Gli inquirenti ribadiscono che non c’è un movente tecnicamente valido. Che cosa può avere portato un diciassettenne, un ragazzo normale, secondo le testimonianze, a compiere un gesto così atroce?
"Facile tirare in ballo il raptus omicida, ma dobbiamo concentrarci sulla genesi, tutto ha sempre una spiegazione. Che non giustifica ma aiuta a comprendere i fatti e che è spesso legata a un disagio psicologico che esige di essere ascoltato".
Un disagio legato anche all’età?
"Le statistiche parlano chiaro. Sono in aumento i giovani che arrivano a gesti estremi, privi di riferimenti e stimoli, in balia di un vuoto interiore insostenibile, alla mercé di una povertà psicologica".
Perché scagliarsi contro la propria famiglia?
"È fondamentale che anche in famiglia venga data voce alle emozioni, anche a quelle più disturbanti e che ci siano luoghi che possano accogliere e gestire, insieme ai giovani, pensieri e malesseri, aiutandoli a migliorare la propria autoconsapevolezza. Serve un’educazione emotiva che riguardi soprattutto le fragilità che contraddistinguono ogni essere umano: dolore, rabbia, tristezza, ma preferiamo ricercare la causa del loro disagio in qualcosa di esterno, quando invece quella è solo la conseguenza. L’ascolto dev’essere qualcosa di sentito, reale. La famiglia è in frantumi.

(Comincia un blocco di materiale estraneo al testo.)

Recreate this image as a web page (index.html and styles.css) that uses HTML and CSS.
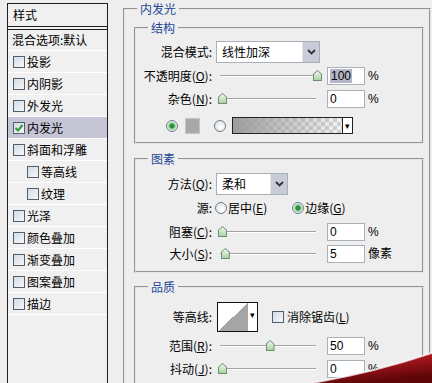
FILE: index.html
```html
<!DOCTYPE html>
<html lang="zh-CN">
<head>
    <meta charset="UTF-8">
    <title>图层样式 - 内发光</title>
    <link rel="stylesheet" href="styles.css">
</head>
<body>
    <div class="dialog">
        <div class="styles">
            <div class="styles-head">样式</div>
            <div class="styles-blend">混合选项:默认</div>
            <ul class="styles-list">
                <li><span class="cb"></span>投影</li>
                <li><span class="cb"></span>内阴影</li>
                <li><span class="cb"></span>外发光</li>
                <li class="on"><span class="cb"><svg class="tick" width="10" height="10" viewBox="0 0 10 10"><path d="M1.5 5 L4 7.5 L8.5 2" fill="none" stroke="#2f9a3c" stroke-width="2"/></svg></span>内发光</li>
                <li><span class="cb"></span>斜面和浮雕</li>
                <li class="sub"><span class="cb"></span>等高线</li>
                <li class="sub"><span class="cb"></span>纹理</li>
                <li><span class="cb"></span>光泽</li>
                <li><span class="cb"></span>颜色叠加</li>
                <li><span class="cb"></span>渐变叠加</li>
                <li><span class="cb"></span>图案叠加</li>
                <li><span class="cb"></span>描边</li>
            </ul>
        </div>

        <fieldset class="group outer">
            <legend>内发光</legend>

            <fieldset class="group inner g-struct">
                <legend>结构</legend>
                <div class="row r-mode">
                    <span class="lbl">混合模式:</span>
                    <div class="select w-mode"><span class="sel-text">线性加深</span><span class="drop"><svg width="9" height="6" viewBox="0 0 9 6"><path d="M1 1 L4.5 4.5 L8 1" fill="none" stroke="#333" stroke-width="1.8"/></svg></span></div>
                </div>
                <div class="row r-opacity">
                    <span class="lbl">不透明度(<u>O</u>):</span>
                    <div class="slider"><span class="thumb" style="--v:100"></span></div>
                    <div class="num"><span class="hl">100</span></div>
                    <span class="unit">%</span>
                </div>
                <div class="row r-noise">
                    <span class="lbl">杂色(<u>N</u>):</span>
                    <div class="slider"><span class="thumb" style="--v:0"></span></div>
                    <div class="num">0</div>
                    <span class="unit">%</span>
                </div>
                <div class="row r-color">
                    <span class="radio checked"></span>
                    <span class="swatch"></span>
                    <span class="radio r-second"></span>
                    <div class="gradient"><span class="grad-fill"></span><span class="grad-drop">&#9662;</span></div>
                </div>
            </fieldset>

            <fieldset class="group inner g-elem">
                <legend>图素</legend>
                <div class="row r-method">
                    <span class="lbl">方法(<u>Q</u>):</span>
                    <div class="select w-method"><span class="sel-text">柔和</span><span class="drop"><svg width="9" height="6" viewBox="0 0 9 6"><path d="M1 1 L4.5 4.5 L8 1" fill="none" stroke="#333" stroke-width="1.8"/></svg></span></div>
                </div>
                <div class="row r-source">
                    <span class="lbl">源:</span>
                    <span class="radio"></span>
                    <span class="opt">居中(<u>E</u>)</span>
                    <span class="radio checked r-edge"></span>
                    <span class="opt">边缘(<u>G</u>)</span>
                </div>
                <div class="row r-choke">
                    <span class="lbl">阻塞(<u>C</u>):</span>
                    <div class="slider"><span class="thumb" style="--v:0"></span></div>
                    <div class="num">0</div>
                    <span class="unit">%</span>
                </div>
                <div class="row r-size">
                    <span class="lbl">大小(<u>S</u>):</span>
                    <div class="slider"><span class="thumb" style="--v:3"></span></div>
                    <div class="num">5</div>
                    <span class="unit">像素</span>
                </div>
            </fieldset>

            <fieldset class="group inner g-quality">
                <legend>品质</legend>
                <div class="row r-contour">
                    <span class="lbl">等高线:</span>
                    <div class="contour"><span class="curve"></span><span class="contour-drop">&#9662;</span></div>
                    <span class="cb cb-aa"></span>
                    <span class="opt">消除锯齿(<u>L</u>)</span>
                </div>
                <div class="row r-range">
                    <span class="lbl">范围(<u>R</u>):</span>
                    <div class="slider"><span class="thumb" style="--v:50"></span></div>
                    <div class="num">50</div>
                    <span class="unit">%</span>
                </div>
                <div class="row r-jitter">
                    <span class="lbl">抖动(<u>J</u>):</span>
                    <div class="slider"><span class="thumb" style="--v:0"></span></div>
                    <div class="num">0</div>
                    <span class="unit">%</span>
                </div>
            </fieldset>
        </fieldset>

        <svg class="swoosh" width="120" height="40" viewBox="0 0 120 40">
            <defs>
                <linearGradient id="red" x1="0" y1="0" x2="0.4" y2="1">
                    <stop offset="0" stop-color="#c4232a"/>
                    <stop offset="0.5" stop-color="#a0141a"/>
                    <stop offset="1" stop-color="#5e0608"/>
                </linearGradient>
            </defs>
            <path d="M0 40 Q 60 30 120 10 L120 40 Z" fill="url(#red)"/>
            <path d="M0 40 Q 60 30 120 10" fill="none" stroke="#fff" stroke-opacity="0.7" stroke-width="2"/>
        </svg>
    </div>
</body>
</html>
```

FILE: styles.css
```css
body {
    margin: 0;
    background: #eeeeee;
    font-family: "Noto Sans CJK SC", "Noto Sans", sans-serif;
    font-size: 12px;
    line-height: 16px;
    color: #000;
    overflow: hidden;
}

.dialog {
    position: relative;
    display: flex;
    align-items: flex-start;
    width: 432px;
    height: 383px;
    overflow: hidden;
}

/* left list of styles */
.styles {
    flex: none;
    width: 99px;
    height: 400px;
    margin: 3px 0 0 7px;
    border: 1px solid #1e1e1e;
    border-bottom: 0;
    background: #f0f0f0;
}

.styles-head {
    height: 22px;
    line-height: 22px;
    padding-left: 5px;
    border-bottom: 1px solid #1e1e1e;
}

.styles-blend {
    height: 20px;
    line-height: 20px;
    margin-top: 2px;
    padding-left: 4px;
    border-top: 1px solid #1e1e1e;
    border-bottom: 1px solid #fff;
}

.styles-list {
    list-style: none;
    margin: 0;
    padding: 0;
}

.styles-list li {
    display: flex;
    align-items: center;
    gap: 2px;
    height: 21px;
    padding-left: 5px;
    border-bottom: 1px solid #fff;
}

.styles-list li.sub {
    padding-left: 19px;
}

.styles-list li.on {
    background: #c5c5d5;
}

.cb {
    flex: none;
    position: relative;
    width: 10px;
    height: 10px;
    border: 1px solid #4f5f70;
    background: linear-gradient(135deg, #d2dbe4, #f6f8fa);
}

.cb .tick {
    position: absolute;
    left: 0;
    top: 0;
}

/* group boxes */
.group {
    margin: 0;
    padding: 0;
    min-width: 0;
    border: 2px groove #e6e6e6;
}

.group legend {
    margin-left: 12px;
    padding: 0 3px;
    color: #1d4796;
    line-height: 16px;
}

.outer {
    flex: none;
    width: 304px;
    height: 420px;
    margin: 1px 0 0 15px;
}

.inner {
    width: 286px;
    margin: 3px 0 0 9px;
    padding-bottom: 8px;
}

.g-elem {
    margin-top: 7px;
}

.g-quality {
    margin-top: 6px;
    padding-bottom: 20px;
}

/* rows */
.row {
    display: flex;
    align-items: center;
    height: 18px;
}

.lbl {
    flex: none;
    width: 76px;
    margin-right: 4px;
    text-align: right;
    white-space: nowrap;
}

.r-mode { height: 22px; margin-top: 5px; }
.r-opacity { margin-top: 4px; }
.r-noise { margin-top: 5px; }
.r-color { height: 17px; margin-top: 9px; }

.r-method { height: 22px; margin-top: 6px; }
.r-source { height: 16px; margin-top: 5px; }
.r-choke { margin-top: 7px; }
.r-size { margin-top: 4px; }

.r-contour { height: 30px; margin-top: 7px; }
.r-range { margin-top: 5px; }
.r-jitter { margin-top: 5px; }

/* dropdown */
.select {
    flex: none;
    display: flex;
    height: 22px;
    box-sizing: border-box;
    border: 1px solid #a9b0ba;
    background: #fff;
}

.w-mode { width: 104px; }
.w-method { width: 72px; }

.sel-text {
    padding-left: 5px;
    line-height: 20px;
}

.drop {
    display: flex;
    align-items: center;
    justify-content: center;
    width: 16px;
    margin-left: auto;
    background: #c8cbd8;
    border-left: 1px solid #e4e6ee;
}

/* slider */
.slider {
    flex: none;
    position: relative;
    width: 106px;
    height: 18px;
}

.slider::before {
    content: "";
    position: absolute;
    left: 4px;
    right: 6px;
    top: 8px;
    border-top: 1px solid #a2a2a2;
    border-bottom: 1px solid #fff;
}

.thumb {
    position: absolute;
    top: 3px;
    left: calc(2px + var(--v) * 0.95px);
    width: 9px;
    height: 11px;
    background: linear-gradient(#6f8f72, #6f8f72);
    clip-path: polygon(50% 0, 100% 36%, 100% 100%, 0 100%, 0 36%);
}

.thumb::after {
    content: "";
    position: absolute;
    left: 1px;
    top: 1px;
    width: 7px;
    height: 9px;
    background: linear-gradient(#f2f8ef, #a9d3a4);
    clip-path: polygon(50% 0, 100% 35%, 100% 100%, 0 100%, 0 35%);
}

/* number fields */
.num {
    flex: none;
    width: 38px;
    height: 18px;
    box-sizing: border-box;
    margin-left: 5px;
    padding-left: 2px;
    border: 1px solid #a9b0ba;
    background: #fff;
    font-family: "Liberation Sans", Arial, sans-serif;
    font-size: 12px;
    line-height: 16px;
}

.num .hl {
    background: #b4b6c8;
    padding: 0 1px;
}

.unit {
    margin-left: 3px;
    font-family: "Liberation Sans", "Noto Sans CJK SC", sans-serif;
}

/* radios and colour row */
.radio {
    flex: none;
    width: 12px;
    height: 12px;
    box-sizing: border-box;
    border: 1px solid #6f7d8b;
    border-radius: 50%;
    background: radial-gradient(circle at 60% 60%, #fff, #d6dee4);
}

.radio.checked {
    background: radial-gradient(circle, #2f8d3e 0 2px, #8fd09a 3px, #eef4ef 5px);
}

.r-color .radio {
    margin-left: 30px;
}

.r-color .r-second {
    margin-left: 14px;
}

.swatch {
    flex: none;
    width: 15px;
    height: 16px;
    margin-left: 7px;
    box-sizing: border-box;
    border: 1px solid #c4c4c4;
    background: #a8a8a8;
}

.gradient {
    flex: none;
    display: flex;
    width: 121px;
    height: 17px;
    margin-left: 6px;
    box-sizing: border-box;
    border: 1px solid #222;
    background: #fff;
}

.grad-fill {
    flex: 1;
    background:
        linear-gradient(to right, #9c9c9c, rgba(170, 170, 170, 0)),
        repeating-conic-gradient(#d0d0d0 0 25%, #f4f4f4 0 50%) 0 0 / 8px 8px;
}

.grad-drop {
    width: 9px;
    border-left: 1px solid #222;
    font-size: 9px;
    line-height: 15px;
    text-align: center;
}

.r-source .radio {
    margin-left: -1px;
}

.r-source .r-edge {
    margin-left: 25px;
}

.opt {
    margin-left: 1px;
    white-space: nowrap;
}

/* contour picker */
.contour {
    flex: none;
    display: flex;
    width: 41px;
    height: 30px;
    margin-left: 1px;
    box-sizing: border-box;
    border: 1px solid #111;
    background: #fff;
}

.curve {
    width: 30px;
    background: linear-gradient(to top left, #a5a5a5 50%, #fff 50%);
}

.contour-drop {
    flex: 1;
    font-size: 9px;
    line-height: 24px;
    text-align: center;
}

.cb-aa {
    margin-left: 14px;
}

.r-contour .opt {
    margin-left: 3px;
}

.swoosh {
    position: absolute;
    right: 0;
    bottom: 0;
}
```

Non c’è più una regola ed è avvenuto perché si parla troppo ma si ascolta troppo poco".
Colpisce la freddezza del ragazzo, la sua lucidità e che non abbia chiesto scusa o perdono.
"L’assenza di una richiesta di perdono e la mancanza di rimorso indicano un vuoto emotivo spaventoso che ha trasformato la sofferenza in violenza e di cui siamo tutti responsabili come società. Per due motivi fondamentali: perché a fronte di una maggiore libertà non siamo stati in grado di assumerci la stessa responsabilità e perché problematizziamo il nulla, perdendo di vista invece, come in questo caso, il significato e il valore della vita".
Sempre più casi simili, in tutte le parti d’Italia. Qual è la connessione?
"Smettiamola di pensare che questi eventi si possano verificare solo lontano da noi perché ci riguardano molto più di quanto potremmo pensare. Ci colpisce il profilo di normalità. I segnali in realtà ci sono sempre, anche se a volte siamo troppo ciechi per vederli".
Cosa possiamo imparare da questa tragedia?
"Questo avvenimento terribile può e deve diventare occasione per riflettere e parlare con i propri ragazzi, senza rimuovere i sentimenti ma facendoli esprimere. Dobbiamo puntare sulla relazione, sia con altri adulti in grado di sostenerci sia con i giovani, cercando di empatizzare e avvicinarci al loro linguaggio abbandonando il più possibile il giudizio per non fossilizzarci su una posizione di chiusura. Occorrono le regole ma anche una sensibilità diversa. È importante trasmettere valori differenti, far capire che la vita è una sola e che abbiamo il diritto e il dovere di rispettarla".